PROBLEM TO WORK ON: Drop the images; return everything else in the listing below exactly.

— START DATASET SECTION —

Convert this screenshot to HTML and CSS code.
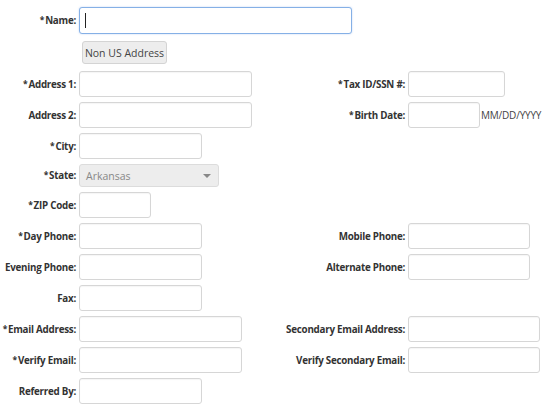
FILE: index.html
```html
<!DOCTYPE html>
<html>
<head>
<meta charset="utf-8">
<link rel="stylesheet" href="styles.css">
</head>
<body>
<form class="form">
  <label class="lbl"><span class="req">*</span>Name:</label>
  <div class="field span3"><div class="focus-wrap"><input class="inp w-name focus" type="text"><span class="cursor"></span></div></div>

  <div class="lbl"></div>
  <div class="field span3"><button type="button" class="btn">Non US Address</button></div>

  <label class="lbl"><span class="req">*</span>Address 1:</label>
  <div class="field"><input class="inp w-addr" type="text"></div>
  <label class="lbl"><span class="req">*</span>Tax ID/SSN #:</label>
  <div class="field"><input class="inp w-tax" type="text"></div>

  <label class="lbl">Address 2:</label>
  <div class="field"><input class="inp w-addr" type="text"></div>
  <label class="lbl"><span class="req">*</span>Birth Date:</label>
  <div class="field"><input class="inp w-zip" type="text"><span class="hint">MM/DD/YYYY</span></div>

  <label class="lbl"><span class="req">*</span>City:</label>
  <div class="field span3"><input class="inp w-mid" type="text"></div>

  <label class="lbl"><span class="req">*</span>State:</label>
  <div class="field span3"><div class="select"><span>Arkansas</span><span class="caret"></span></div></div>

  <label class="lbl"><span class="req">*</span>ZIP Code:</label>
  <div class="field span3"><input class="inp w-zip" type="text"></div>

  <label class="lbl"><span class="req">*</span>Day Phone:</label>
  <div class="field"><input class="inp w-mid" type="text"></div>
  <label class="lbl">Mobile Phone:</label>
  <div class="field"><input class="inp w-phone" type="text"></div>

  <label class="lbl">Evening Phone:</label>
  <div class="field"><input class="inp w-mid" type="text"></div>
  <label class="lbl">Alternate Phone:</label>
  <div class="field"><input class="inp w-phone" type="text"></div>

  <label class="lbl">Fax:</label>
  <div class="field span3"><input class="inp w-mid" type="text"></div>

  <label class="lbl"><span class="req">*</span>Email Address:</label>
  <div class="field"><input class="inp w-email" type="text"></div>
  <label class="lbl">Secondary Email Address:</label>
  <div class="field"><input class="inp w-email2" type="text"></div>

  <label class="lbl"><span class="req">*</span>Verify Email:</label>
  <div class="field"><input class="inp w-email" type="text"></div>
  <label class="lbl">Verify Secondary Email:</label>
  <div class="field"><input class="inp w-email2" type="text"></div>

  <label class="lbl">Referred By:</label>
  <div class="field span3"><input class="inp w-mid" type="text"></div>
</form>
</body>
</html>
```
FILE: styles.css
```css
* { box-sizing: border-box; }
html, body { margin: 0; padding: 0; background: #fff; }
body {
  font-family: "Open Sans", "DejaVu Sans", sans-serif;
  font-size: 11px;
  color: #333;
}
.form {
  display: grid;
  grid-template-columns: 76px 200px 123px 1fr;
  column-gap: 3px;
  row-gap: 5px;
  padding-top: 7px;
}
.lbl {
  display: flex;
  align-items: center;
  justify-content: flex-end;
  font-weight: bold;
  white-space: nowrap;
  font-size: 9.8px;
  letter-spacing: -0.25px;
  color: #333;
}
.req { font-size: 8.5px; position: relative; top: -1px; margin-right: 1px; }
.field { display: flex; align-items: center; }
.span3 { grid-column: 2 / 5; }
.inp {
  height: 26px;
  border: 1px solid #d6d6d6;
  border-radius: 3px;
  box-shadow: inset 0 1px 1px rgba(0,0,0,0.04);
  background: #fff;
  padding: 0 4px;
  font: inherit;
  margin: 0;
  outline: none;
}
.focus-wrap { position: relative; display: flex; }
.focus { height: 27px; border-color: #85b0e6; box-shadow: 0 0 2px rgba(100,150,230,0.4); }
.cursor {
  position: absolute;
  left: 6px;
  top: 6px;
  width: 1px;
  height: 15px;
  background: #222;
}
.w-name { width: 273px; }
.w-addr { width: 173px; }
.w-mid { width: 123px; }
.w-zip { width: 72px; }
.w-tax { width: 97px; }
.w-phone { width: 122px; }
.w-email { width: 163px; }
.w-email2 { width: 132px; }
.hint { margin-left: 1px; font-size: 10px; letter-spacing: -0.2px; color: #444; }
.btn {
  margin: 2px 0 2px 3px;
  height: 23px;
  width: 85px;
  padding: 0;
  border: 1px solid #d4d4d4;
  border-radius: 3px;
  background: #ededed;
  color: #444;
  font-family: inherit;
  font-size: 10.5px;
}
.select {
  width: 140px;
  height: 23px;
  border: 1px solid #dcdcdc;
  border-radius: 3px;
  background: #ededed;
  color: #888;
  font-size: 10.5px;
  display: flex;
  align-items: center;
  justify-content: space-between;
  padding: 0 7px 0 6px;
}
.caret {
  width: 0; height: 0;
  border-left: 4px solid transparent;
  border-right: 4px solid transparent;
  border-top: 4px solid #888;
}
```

— END DATASET SECTION —

RESPONSE:
Convert this screenshot to HTML and CSS code.
FILE: index.html
```html
<!DOCTYPE html>
<html>
<head>
<meta charset="utf-8">
<link rel="stylesheet" href="styles.css">
</head>
<body>
<form class="form">
  <label class="lbl"><span class="req">*</span>Name:</label>
  <div class="field span3"><div class="focus-wrap"><input class="inp w-name focus" type="text"><span class="cursor"></span></div></div>

  <div class="lbl"></div>
  <div class="field span3"><button type="button" class="btn">Non US Address</button></div>

  <label class="lbl"><span class="req">*</span>Address 1:</label>
  <div class="field"><input class="inp w-addr" type="text"></div>
  <label class="lbl"><span class="req">*</span>Tax ID/SSN #:</label>
  <div class="field"><input class="inp w-tax" type="text"></div>

  <label class="lbl">Address 2:</label>
  <div class="field"><input class="inp w-addr" type="text"></div>
  <label class="lbl"><span class="req">*</span>Birth Date:</label>
  <div class="field"><input class="inp w-zip" type="text"><span class="hint">MM/DD/YYYY</span></div>

  <label class="lbl"><span class="req">*</span>City:</label>
  <div class="field span3"><input class="inp w-mid" type="text"></div>

  <label class="lbl"><span class="req">*</span>State:</label>
  <div class="field span3"><div class="select"><span>Arkansas</span><span class="caret"></span></div></div>

  <label class="lbl"><span class="req">*</span>ZIP Code:</label>
  <div class="field span3"><input class="inp w-zip" type="text"></div>

  <label class="lbl"><span class="req">*</span>Day Phone:</label>
  <div class="field"><input class="inp w-mid" type="text"></div>
  <label class="lbl">Mobile Phone:</label>
  <div class="field"><input class="inp w-phone" type="text"></div>

  <label class="lbl">Evening Phone:</label>
  <div class="field"><input class="inp w-mid" type="text"></div>
  <label class="lbl">Alternate Phone:</label>
  <div class="field"><input class="inp w-phone" type="text"></div>

  <label class="lbl">Fax:</label>
  <div class="field span3"><input class="inp w-mid" type="text"></div>

  <label class="lbl"><span class="req">*</span>Email Address:</label>
  <div class="field"><input class="inp w-email" type="text"></div>
  <label class="lbl">Secondary Email Address:</label>
  <div class="field"><input class="inp w-email2" type="text"></div>

  <label class="lbl"><span class="req">*</span>Verify Email:</label>
  <div class="field"><input class="inp w-email" type="text"></div>
  <label class="lbl">Verify Secondary Email:</label>
  <div class="field"><input class="inp w-email2" type="text"></div>

  <label class="lbl">Referred By:</label>
  <div class="field span3"><input class="inp w-mid" type="text"></div>
</form>
</body>
</html>
```
FILE: styles.css
```css
* { box-sizing: border-box; }
html, body { margin: 0; padding: 0; background: #fff; }
body {
  font-family: "Open Sans", "DejaVu Sans", sans-serif;
  font-size: 11px;
  color: #333;
}
.form {
  display: grid;
  grid-template-columns: 76px 200px 123px 1fr;
  column-gap: 3px;
  row-gap: 5px;
  padding-top: 7px;
}
.lbl {
  display: flex;
  align-items: center;
  justify-content: flex-end;
  font-weight: bold;
  white-space: nowrap;
  font-size: 9.8px;
  letter-spacing: -0.25px;
  color: #333;
}
.req { font-size: 8.5px; position: relative; top: -1px; margin-right: 1px; }
.field { display: flex; align-items: center; }
.span3 { grid-column: 2 / 5; }
.inp {
  height: 26px;
  border: 1px solid #d6d6d6;
  border-radius: 3px;
  box-shadow: inset 0 1px 1px rgba(0,0,0,0.04);
  background: #fff;
  padding: 0 4px;
  font: inherit;
  margin: 0;
  outline: none;
}
.focus-wrap { position: relative; display: flex; }
.focus { height: 27px; border-color: #85b0e6; box-shadow: 0 0 2px rgba(100,150,230,0.4); }
.cursor {
  position: absolute;
  left: 6px;
  top: 6px;
  width: 1px;
  height: 15px;
  background: #222;
}
.w-name { width: 273px; }
.w-addr { width: 173px; }
.w-mid { width: 123px; }
.w-zip { width: 72px; }
.w-tax { width: 97px; }
.w-phone { width: 122px; }
.w-email { width: 163px; }
.w-email2 { width: 132px; }
.hint { margin-left: 1px; font-size: 10px; letter-spacing: -0.2px; color: #444; }
.btn {
  margin: 2px 0 2px 3px;
  height: 23px;
  width: 85px;
  padding: 0;
  border: 1px solid #d4d4d4;
  border-radius: 3px;
  background: #ededed;
  color: #444;
  font-family: inherit;
  font-size: 10.5px;
}
.select {
  width: 140px;
  height: 23px;
  border: 1px solid #dcdcdc;
  border-radius: 3px;
  background: #ededed;
  color: #888;
  font-size: 10.5px;
  display: flex;
  align-items: center;
  justify-content: space-between;
  padding: 0 7px 0 6px;
}
.caret {
  width: 0; height: 0;
  border-left: 4px solid transparent;
  border-right: 4px solid transparent;
  border-top: 4px solid #888;
}
```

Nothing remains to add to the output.